A police department may add up these probabilities across all houses in a neighborhood to estimate how likely it is that there will be a burglary in that neighborhood. They can then place more officers in neighborhoods with higher probabilities for crime with the idea that police presence may deter crime. This seems like a win all around: less crime and targeted use of police resources. Indeed the statistics, in terms of reduced crime rates, support our intuitive expectations.
Similar arguments can be used in multiple arenas where we’re faced with limited resources. Realistically, customs agents cannot thoroughly search every passenger and every bag. Tax authorities cannot audit every tax return. So they target the “most likely” culprits. But likelihood is very far from certainty: All the authorities know is that the odds are higher. Undoubtedly many innocent individuals are labeled “likely.” If you’re innocent but get targeted, it can be a big hassle, or worse.
Incorrectly targeted individuals may be inconvenienced by a customs search, but predictive policing can do real harm. Consider the case of Tyrone Brown, recently reported in the New York Times. He was specifically targeted for attention by the Kansas City, Missouri, police because he was friends with known gang members. In other words, the algorithm picked him out as having a higher likelihood of committing a crime based on the company he kept. They told him he was being watched and would be dealt with severely if he slipped up.
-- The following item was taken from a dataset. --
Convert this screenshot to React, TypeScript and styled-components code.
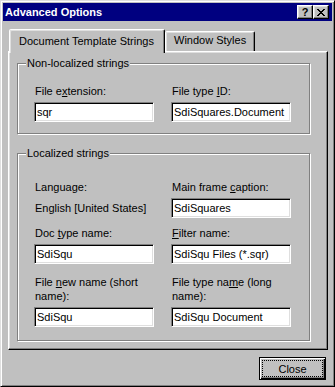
import styled, { createGlobalStyle } from "styled-components";

const face = "#c0c0c0";

const GlobalStyle = createGlobalStyle`
  * { box-sizing: border-box; }
  body {
    margin: 0;
    background: ${face};
    font-family: "Liberation Sans", Arial, sans-serif;
    font-size: 11px;
    color: #000;
  }
`;

const Window = styled.div`
  width: 335px;
  height: 387px;
  background: ${face};
  border: 1px solid;
  border-color: #dfdfdf #000 #000 #dfdfdf;
  box-shadow: inset 1px 1px #fff, inset -1px -1px #808080;
  padding: 2px;
  display: flex;
  flex-direction: column;
`;

const TitleBar = styled.div`
  height: 18px;
  flex: none;
  background: #000080;
  color: #fff;
  display: flex;
  align-items: center;
  justify-content: space-between;
  padding: 0 3px 0 2px;
  font-weight: bold;
  font-size: 11px;
`;

const CaptionButtons = styled.div`
  display: flex;
`;

const CaptionButton = styled.button`
  width: 16px;
  height: 14px;
  padding: 0;
  background: ${face};
  border: 1px solid;
  border-color: #fff #000 #000 #fff;
  box-shadow: inset -1px -1px #808080, inset 1px 1px #dfdfdf;
  display: flex;
  align-items: center;
  justify-content: center;
  font: bold 11px "Liberation Sans", Arial, sans-serif;
  color: #000;
`;

const Body = styled.div`
  flex: 1;
  display: flex;
  flex-direction: column;
  padding: 8px 0 0 5px;
`;

const TabStrip = styled.div`
  display: flex;
  align-items: flex-end;
  height: 22px;
  padding-left: 1px;
`;

const Tab = styled.div<{ $active?: boolean; $w: number }>`
  position: relative;
  z-index: ${(p) => (p.$active ? 1 : 0)};
  width: ${(p) => p.$w}px;
  height: ${(p) => (p.$active ? 24 : 20)}px;
  margin-bottom: ${(p) => (p.$active ? -2 : 0)}px;
  background: ${face};
  border: 1px solid;
  border-bottom: none;
  border-color: #fff #000 transparent #fff;
  border-radius: 2px 2px 0 0;
  box-shadow: inset -1px 0 #808080, inset 1px 1px #dfdfdf;
  padding: ${(p) => (p.$active ? "5px 0 0 9px" : "2px 0 0 8px")};
  white-space: nowrap;
  line-height: 13px;
`;

const Panel = styled.div`
  width: 320px;
  height: 299px;
  border: 1px solid;
  border-color: #fff #000 #000 #fff;
  box-shadow: inset -1px -1px #808080, inset 1px 1px #dfdfdf;
  padding: 5px 0 0 8px;
  display: flex;
  flex-direction: column;
  gap: 13px;
`;

const GroupBox = styled.fieldset`
  width: 293px;
  margin: 0;
  padding: 0;
  min-width: 0;
  border: 1px solid #808080;
  box-shadow: 1px 1px 0 #fff, inset 1px 1px 0 #fff;
`;

const Legend = styled.legend`
  margin-left: 8px;
  padding: 0 1px;
  line-height: 13px;
  background: ${face};
`;

const FieldGrid = styled.div<{ $pad: string }>`
  display: grid;
  grid-template-columns: 120px 120px;
  column-gap: 17px;
  padding: ${(p) => p.$pad};
`;

const Field = styled.div<{ $gap?: number }>`
  display: flex;
  flex-direction: column;
  margin-top: ${(p) => p.$gap ?? 0}px;
`;

const Label = styled.label`
  line-height: 14px;
  margin-bottom: 4px;
  padding-left: 1px;
`;

const Key = styled.u`
  text-decoration-thickness: 1px;
  text-underline-offset: 1px;
`;

const TextBox = styled.input`
  width: 120px;
  height: 20px;
  border: 1px solid;
  border-color: #808080 #fff #fff #808080;
  box-shadow: inset 1px 1px #000, inset -1px -1px #dfdfdf;
  padding: 0 0 0 2px;
  background: #fff;
  font: 11px "Liberation Sans", Arial, sans-serif;
  color: #000;
  outline: none;
`;

const StaticText = styled.div`
  height: 20px;
  line-height: 20px;
  padding-left: 1px;
`;

const Footer = styled.div`
  display: flex;
  justify-content: flex-end;
  padding: 7px 6px 0 0;
`;

const DefaultButton = styled.button`
  width: 67px;
  height: 23px;
  padding: 2px;
  display: flex;
  background: ${face};
  border: 1px solid #000;
  box-shadow: inset 1px 1px #fff, inset -1px -1px #000, inset -2px -2px #808080;
  font: 11px "Liberation Sans", Arial, sans-serif;
  color: #000;
`;

const FocusRect = styled.span`
  flex: 1;
  border: 1px dotted #000;
  display: flex;
  align-items: center;
  justify-content: center;
`;

const closeGlyph = [
  "11000011",
  "01100110",
  "00111100",
  "00011000",
  "00111100",
  "01100110",
  "11000011",
];

const CloseIcon = () => (
  <svg width="8" height="7" viewBox="0 0 8 7" shapeRendering="crispEdges">
    {closeGlyph.flatMap((row, y) =>
      row.split("").map((c, x) =>
        c === "1" ? <rect key={`${x}-${y}`} x={x} y={y} width="1" height="1" fill="#000" /> : null
      )
    )}
  </svg>
);

export default function App() {
  return (
    <>
      <GlobalStyle />
      <Window>
        <TitleBar>
          <span>Advanced Options</span>
          <CaptionButtons>
            <CaptionButton>?</CaptionButton>
            <CaptionButton>
              <CloseIcon />
            </CaptionButton>
          </CaptionButtons>
        </TitleBar>
        <Body>
          <TabStrip>
            <Tab $active $w={156}>Document Template Strings</Tab>
            <Tab $w={90}>Window Styles</Tab>
          </TabStrip>
          <Panel>
            <GroupBox>
              <Legend>Non-localized strings</Legend>
              <FieldGrid $pad="14px 0 11px 16px">
                <Field>
                  <Label>
                    File e<Key>x</Key>tension:
                  </Label>
                  <TextBox readOnly defaultValue="sqr" />
                </Field>
                <Field>
                  <Label>
                    File type <Key>I</Key>D:
                  </Label>
                  <TextBox readOnly defaultValue="SdiSquares.Document" />
                </Field>
              </FieldGrid>
            </GroupBox>
            <GroupBox>
              <Legend>Localized strings</Legend>
              <FieldGrid $pad="20px 0 13px 16px">
                <Field>
                  <Label>Language:</Label>
                  <StaticText>English [United States]</StaticText>
                </Field>
                <Field>
                  <Label>
                    Main frame <Key>c</Key>aption:
                  </Label>
                  <TextBox readOnly defaultValue="SdiSquares" />
                </Field>
                <Field $gap={8}>
                  <Label>
                    Doc <Key>t</Key>ype name:
                  </Label>
                  <TextBox readOnly defaultValue="SdiSqu" />
                </Field>
                <Field $gap={8}>
                  <Label>
                    <Key>F</Key>ilter name:
                  </Label>
                  <TextBox readOnly defaultValue="SdiSqu Files (*.sqr)" />
                </Field>
                <Field $gap={11}>
                  <Label>
                    File <Key>n</Key>ew name (short
                    <br />
                    name):
                  </Label>
                  <TextBox readOnly defaultValue="SdiSqu" />
                </Field>
                <Field $gap={11}>
                  <Label>
                    File type na<Key>m</Key>e (long
                    <br />
                    name):
                  </Label>
                  <TextBox readOnly defaultValue="SdiSqu Document" />
                </Field>
              </FieldGrid>
            </GroupBox>
          </Panel>
          <Footer>
            <DefaultButton>
              <FocusRect>Close</FocusRect>
            </DefaultButton>
          </Footer>
        </Body>
      </Window>
    </>
  );
}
The algorithm didn’t “make a mistake” in picking out someone like Brown. It may have correctly determined that Brown was more likely to commit a murder than you or me. But that is very different from saying that he did (or will) kill someone.
Suppose there’s a one-in-a-million chance that a typical citizen will commit a murder, but there is a one-in-a-thousand chance that Brown will. That makes him a thousand times as likely to commit a murder as a typical citizen. So it makes sense statistically for the police to focus their attention on him. But don’t forget that there is only a one-in-a-thousand chance that he commits a murder. For a thousand such “suspect” Browns, there is only one who is a murderer and 999 who are innocent. How much are we willing to inconvenience or harm the 999 to stop the one?
Kansas City is far from being alone in this sort of pre-emptive contact with citizens identified as “likely to commit crimes.” Last year, there was considerable controversy over a similar program in Chicago.
Such tactics, even if effective in reducing crime, raise civil liberty concerns. Suppose you fit the profile of a bad driver and have accumulated points on your driving record. Consider how you would feel if you had a patrol car follow you every time you got behind the wheel. Even worse, it’s likely, even if you’re doing your best, that you will make an occasional mistake. For most of us, rolling through a stop sign or driving 5 miles per hour above the speed limit is usually of little consequence. But since you have a cop following you, you get a ticket for every small offense. In consequence, you end up with an even worse driving record.
Yes, data can help make predictions, and these predictions can help police expend their resources smarter. But we must remember that a probabilistic prediction is not certainty and explicitly consider the harm to innocent people when we take actions based on probabilities. More broadly speaking, data science can bring us many benefits, but care is required to make sure that it does so in a fair manner.